Find the lines holding the word "components" and collect them.

══ Data excerpts

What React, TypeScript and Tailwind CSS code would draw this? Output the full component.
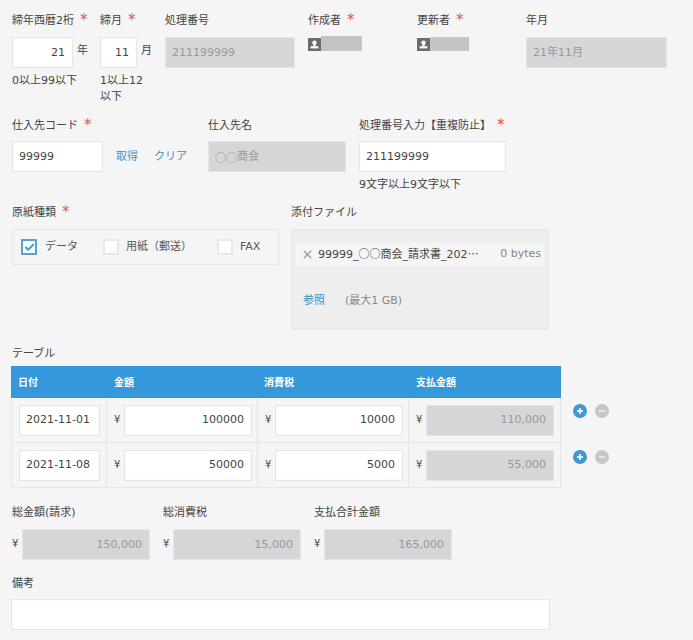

════
══ Data excerpts

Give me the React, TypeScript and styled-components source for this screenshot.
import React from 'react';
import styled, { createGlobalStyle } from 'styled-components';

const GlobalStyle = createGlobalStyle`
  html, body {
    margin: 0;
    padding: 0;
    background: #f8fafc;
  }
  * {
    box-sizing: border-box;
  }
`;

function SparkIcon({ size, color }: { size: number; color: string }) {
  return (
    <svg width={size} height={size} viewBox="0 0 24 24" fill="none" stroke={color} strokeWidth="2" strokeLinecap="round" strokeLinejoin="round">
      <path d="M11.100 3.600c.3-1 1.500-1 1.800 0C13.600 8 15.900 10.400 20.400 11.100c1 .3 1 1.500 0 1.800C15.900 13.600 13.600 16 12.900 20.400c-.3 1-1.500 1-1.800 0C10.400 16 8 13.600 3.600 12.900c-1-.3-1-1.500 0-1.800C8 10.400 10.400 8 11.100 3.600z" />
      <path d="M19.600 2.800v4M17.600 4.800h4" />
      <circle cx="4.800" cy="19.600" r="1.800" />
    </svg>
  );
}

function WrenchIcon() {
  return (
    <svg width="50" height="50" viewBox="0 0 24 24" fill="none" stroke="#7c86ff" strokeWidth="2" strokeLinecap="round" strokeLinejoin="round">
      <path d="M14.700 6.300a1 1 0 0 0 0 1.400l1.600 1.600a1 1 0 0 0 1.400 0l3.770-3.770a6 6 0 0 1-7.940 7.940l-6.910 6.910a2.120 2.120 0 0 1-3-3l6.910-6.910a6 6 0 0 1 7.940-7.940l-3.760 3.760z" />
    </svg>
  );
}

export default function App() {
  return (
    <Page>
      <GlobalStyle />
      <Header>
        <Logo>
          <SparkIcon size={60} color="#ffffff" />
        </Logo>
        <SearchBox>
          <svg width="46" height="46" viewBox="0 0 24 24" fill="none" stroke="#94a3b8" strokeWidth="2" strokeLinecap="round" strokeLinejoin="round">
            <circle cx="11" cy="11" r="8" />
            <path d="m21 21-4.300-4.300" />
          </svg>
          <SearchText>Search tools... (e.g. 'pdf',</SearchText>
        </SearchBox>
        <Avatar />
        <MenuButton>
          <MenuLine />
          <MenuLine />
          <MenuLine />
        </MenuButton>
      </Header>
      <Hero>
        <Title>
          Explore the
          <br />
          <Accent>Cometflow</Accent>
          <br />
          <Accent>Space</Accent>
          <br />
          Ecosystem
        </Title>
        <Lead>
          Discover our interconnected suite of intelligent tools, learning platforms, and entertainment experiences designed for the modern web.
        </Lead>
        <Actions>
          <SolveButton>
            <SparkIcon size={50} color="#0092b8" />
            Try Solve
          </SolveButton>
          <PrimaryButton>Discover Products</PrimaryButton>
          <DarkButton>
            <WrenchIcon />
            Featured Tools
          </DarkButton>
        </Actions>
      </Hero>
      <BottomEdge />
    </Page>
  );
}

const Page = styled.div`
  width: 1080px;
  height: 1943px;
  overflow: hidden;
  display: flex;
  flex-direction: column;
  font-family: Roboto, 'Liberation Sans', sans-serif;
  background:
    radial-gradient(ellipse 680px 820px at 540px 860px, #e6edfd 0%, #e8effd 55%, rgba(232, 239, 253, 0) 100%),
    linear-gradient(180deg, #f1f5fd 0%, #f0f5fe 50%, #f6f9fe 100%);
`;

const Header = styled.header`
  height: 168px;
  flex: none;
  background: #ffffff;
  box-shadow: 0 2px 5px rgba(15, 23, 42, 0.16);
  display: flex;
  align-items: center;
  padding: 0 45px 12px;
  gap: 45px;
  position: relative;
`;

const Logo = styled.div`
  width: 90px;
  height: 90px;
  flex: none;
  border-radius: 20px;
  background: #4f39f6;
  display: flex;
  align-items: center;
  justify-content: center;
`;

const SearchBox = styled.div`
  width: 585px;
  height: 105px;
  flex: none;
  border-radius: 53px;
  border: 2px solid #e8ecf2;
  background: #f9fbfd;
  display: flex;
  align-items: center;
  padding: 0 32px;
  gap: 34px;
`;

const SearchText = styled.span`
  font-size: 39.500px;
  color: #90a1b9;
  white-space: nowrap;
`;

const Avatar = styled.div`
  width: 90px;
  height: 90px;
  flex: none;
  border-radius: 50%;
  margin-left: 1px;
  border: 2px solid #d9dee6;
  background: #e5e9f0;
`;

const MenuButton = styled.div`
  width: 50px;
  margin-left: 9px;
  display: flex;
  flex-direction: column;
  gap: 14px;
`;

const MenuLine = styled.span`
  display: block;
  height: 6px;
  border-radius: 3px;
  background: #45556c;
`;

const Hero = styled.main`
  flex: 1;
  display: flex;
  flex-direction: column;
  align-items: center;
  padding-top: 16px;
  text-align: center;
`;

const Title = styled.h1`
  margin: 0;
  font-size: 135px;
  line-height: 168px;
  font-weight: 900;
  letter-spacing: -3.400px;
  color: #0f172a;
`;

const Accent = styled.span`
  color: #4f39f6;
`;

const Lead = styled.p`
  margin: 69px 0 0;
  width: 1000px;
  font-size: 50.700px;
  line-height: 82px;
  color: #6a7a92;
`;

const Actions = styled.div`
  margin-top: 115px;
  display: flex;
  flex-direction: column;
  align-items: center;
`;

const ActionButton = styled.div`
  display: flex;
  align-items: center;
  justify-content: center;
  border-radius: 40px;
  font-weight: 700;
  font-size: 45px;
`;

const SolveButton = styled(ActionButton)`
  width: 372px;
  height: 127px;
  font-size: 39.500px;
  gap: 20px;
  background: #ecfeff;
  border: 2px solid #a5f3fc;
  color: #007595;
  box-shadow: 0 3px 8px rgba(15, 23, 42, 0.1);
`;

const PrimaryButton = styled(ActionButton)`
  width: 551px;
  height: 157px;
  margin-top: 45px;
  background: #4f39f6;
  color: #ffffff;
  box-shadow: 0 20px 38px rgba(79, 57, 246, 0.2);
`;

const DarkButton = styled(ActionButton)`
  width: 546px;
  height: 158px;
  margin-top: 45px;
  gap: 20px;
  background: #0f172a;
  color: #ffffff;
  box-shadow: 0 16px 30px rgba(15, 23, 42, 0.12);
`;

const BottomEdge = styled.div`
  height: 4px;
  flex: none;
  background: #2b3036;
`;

════

**Complete response**:
Give me the React, TypeScript and styled-components source for this screenshot.
import styled, { createGlobalStyle } from 'styled-components';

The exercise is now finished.